* begin PROVIDED DATA *

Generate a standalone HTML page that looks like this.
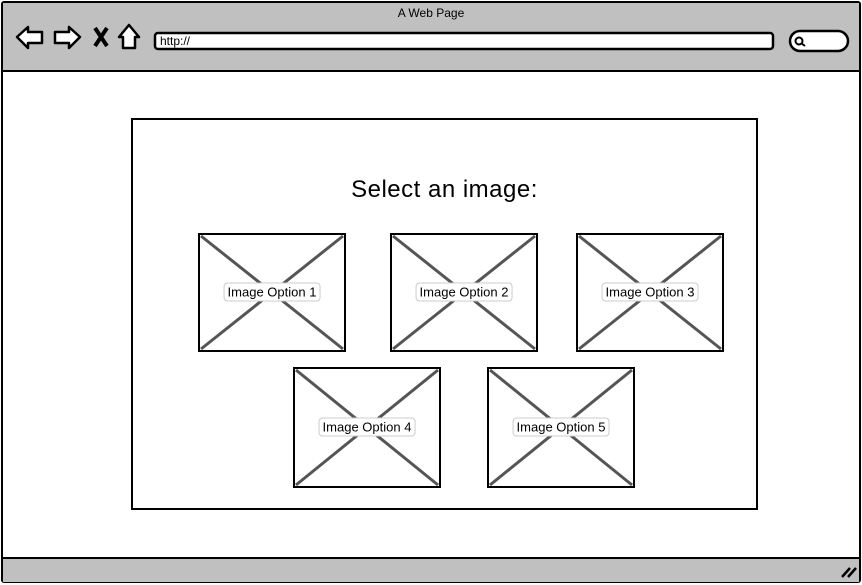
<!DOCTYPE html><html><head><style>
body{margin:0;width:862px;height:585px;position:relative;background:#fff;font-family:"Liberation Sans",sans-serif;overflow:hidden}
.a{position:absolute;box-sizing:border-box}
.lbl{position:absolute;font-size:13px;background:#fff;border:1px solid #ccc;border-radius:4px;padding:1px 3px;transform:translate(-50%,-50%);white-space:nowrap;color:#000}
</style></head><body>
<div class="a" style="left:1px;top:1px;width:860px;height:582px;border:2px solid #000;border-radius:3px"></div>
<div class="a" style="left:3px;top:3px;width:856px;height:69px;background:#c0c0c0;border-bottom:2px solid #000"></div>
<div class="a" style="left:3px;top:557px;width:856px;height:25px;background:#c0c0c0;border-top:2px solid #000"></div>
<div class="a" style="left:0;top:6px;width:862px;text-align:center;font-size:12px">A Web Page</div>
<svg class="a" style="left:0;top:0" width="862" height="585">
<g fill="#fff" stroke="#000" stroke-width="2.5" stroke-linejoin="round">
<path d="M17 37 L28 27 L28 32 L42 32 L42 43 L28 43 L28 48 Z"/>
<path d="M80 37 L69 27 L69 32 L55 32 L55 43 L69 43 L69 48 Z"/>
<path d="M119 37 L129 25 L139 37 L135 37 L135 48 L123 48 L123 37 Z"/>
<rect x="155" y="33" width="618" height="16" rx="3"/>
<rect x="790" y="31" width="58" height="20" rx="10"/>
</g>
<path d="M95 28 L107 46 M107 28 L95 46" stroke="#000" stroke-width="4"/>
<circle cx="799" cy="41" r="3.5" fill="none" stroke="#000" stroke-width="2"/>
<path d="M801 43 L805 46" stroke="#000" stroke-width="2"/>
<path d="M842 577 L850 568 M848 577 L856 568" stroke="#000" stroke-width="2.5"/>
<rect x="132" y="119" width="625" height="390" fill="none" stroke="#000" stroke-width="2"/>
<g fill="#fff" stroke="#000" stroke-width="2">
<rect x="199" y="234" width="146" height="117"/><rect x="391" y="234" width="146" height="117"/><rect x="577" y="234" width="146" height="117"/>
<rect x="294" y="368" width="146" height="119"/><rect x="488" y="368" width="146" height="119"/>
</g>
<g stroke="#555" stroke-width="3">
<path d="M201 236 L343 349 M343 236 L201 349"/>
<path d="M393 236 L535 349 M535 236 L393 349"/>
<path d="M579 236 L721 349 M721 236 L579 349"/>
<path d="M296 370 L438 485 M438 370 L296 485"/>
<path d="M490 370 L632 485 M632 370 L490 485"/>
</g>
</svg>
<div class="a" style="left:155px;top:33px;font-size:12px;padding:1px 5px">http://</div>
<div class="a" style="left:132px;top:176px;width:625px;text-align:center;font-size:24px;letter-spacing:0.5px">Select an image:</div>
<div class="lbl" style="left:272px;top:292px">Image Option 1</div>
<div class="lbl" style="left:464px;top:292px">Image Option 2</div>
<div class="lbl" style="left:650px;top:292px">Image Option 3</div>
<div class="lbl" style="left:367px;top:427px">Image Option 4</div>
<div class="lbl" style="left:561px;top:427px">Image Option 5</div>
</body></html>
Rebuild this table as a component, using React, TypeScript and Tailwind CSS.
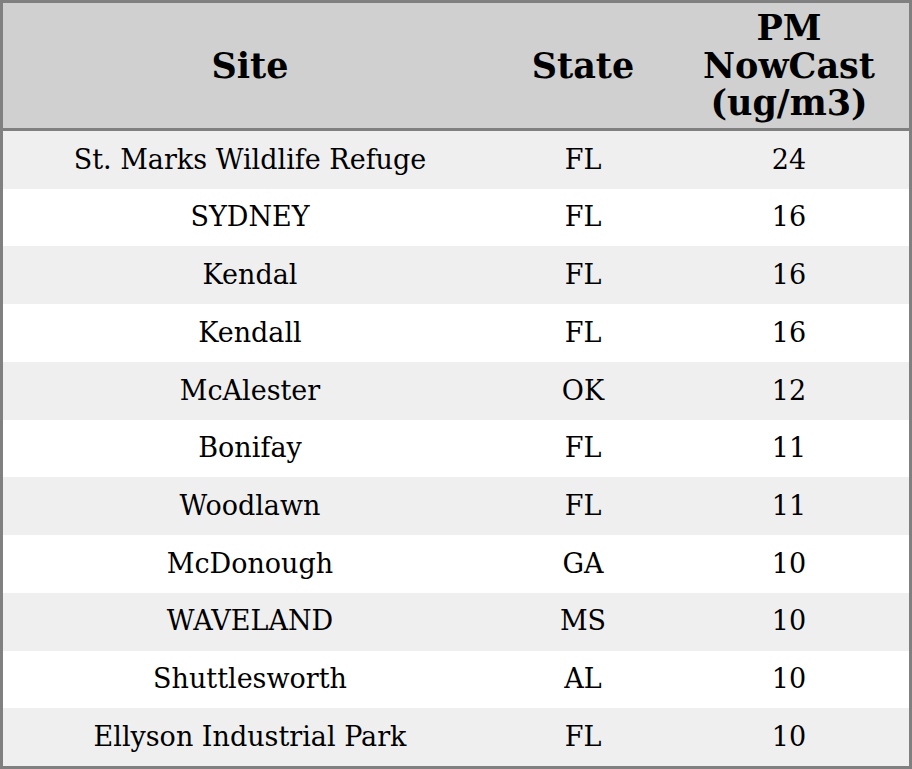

* end PROVIDED DATA *

• _SHORT PROBLEM_: Replicate the material above verbatim; images stay out of the copy.

• _TASK RESPONSE_:
Generate a standalone HTML page that looks like this.
<!DOCTYPE html><html><head><style>
body{margin:0;width:862px;height:585px;position:relative;background:#fff;font-family:"Liberation Sans",sans-serif;overflow:hidden}
.a{position:absolute;box-sizing:border-box}
.lbl{position:absolute;font-size:13px;background:#fff;border:1px solid #ccc;border-radius:4px;padding:1px 3px;transform:translate(-50%,-50%);white-space:nowrap;color:#000}
</style></head><body>
<div class="a" style="left:1px;top:1px;width:860px;height:582px;border:2px solid #000;border-radius:3px"></div>
<div class="a" style="left:3px;top:3px;width:856px;height:69px;background:#c0c0c0;border-bottom:2px solid #000"></div>
<div class="a" style="left:3px;top:557px;width:856px;height:25px;background:#c0c0c0;border-top:2px solid #000"></div>
<div class="a" style="left:0;top:6px;width:862px;text-align:center;font-size:12px">A Web Page</div>
<svg class="a" style="left:0;top:0" width="862" height="585">
<g fill="#fff" stroke="#000" stroke-width="2.5" stroke-linejoin="round">
<path d="M17 37 L28 27 L28 32 L42 32 L42 43 L28 43 L28 48 Z"/>
<path d="M80 37 L69 27 L69 32 L55 32 L55 43 L69 43 L69 48 Z"/>
<path d="M119 37 L129 25 L139 37 L135 37 L135 48 L123 48 L123 37 Z"/>
<rect x="155" y="33" width="618" height="16" rx="3"/>
<rect x="790" y="31" width="58" height="20" rx="10"/>
</g>
<path d="M95 28 L107 46 M107 28 L95 46" stroke="#000" stroke-width="4"/>
<circle cx="799" cy="41" r="3.5" fill="none" stroke="#000" stroke-width="2"/>
<path d="M801 43 L805 46" stroke="#000" stroke-width="2"/>
<path d="M842 577 L850 568 M848 577 L856 568" stroke="#000" stroke-width="2.5"/>
<rect x="132" y="119" width="625" height="390" fill="none" stroke="#000" stroke-width="2"/>
<g fill="#fff" stroke="#000" stroke-width="2">
<rect x="199" y="234" width="146" height="117"/><rect x="391" y="234" width="146" height="117"/><rect x="577" y="234" width="146" height="117"/>
<rect x="294" y="368" width="146" height="119"/><rect x="488" y="368" width="146" height="119"/>
</g>
<g stroke="#555" stroke-width="3">
<path d="M201 236 L343 349 M343 236 L201 349"/>
<path d="M393 236 L535 349 M535 236 L393 349"/>
<path d="M579 236 L721 349 M721 236 L579 349"/>
<path d="M296 370 L438 485 M438 370 L296 485"/>
<path d="M490 370 L632 485 M632 370 L490 485"/>
</g>
</svg>
<div class="a" style="left:155px;top:33px;font-size:12px;padding:1px 5px">http://</div>
<div class="a" style="left:132px;top:176px;width:625px;text-align:center;font-size:24px;letter-spacing:0.5px">Select an image:</div>
<div class="lbl" style="left:272px;top:292px">Image Option 1</div>
<div class="lbl" style="left:464px;top:292px">Image Option 2</div>
<div class="lbl" style="left:650px;top:292px">Image Option 3</div>
<div class="lbl" style="left:367px;top:427px">Image Option 4</div>
<div class="lbl" style="left:561px;top:427px">Image Option 5</div>
</body></html>
Rebuild this table as a component, using React, TypeScript and Tailwind CSS.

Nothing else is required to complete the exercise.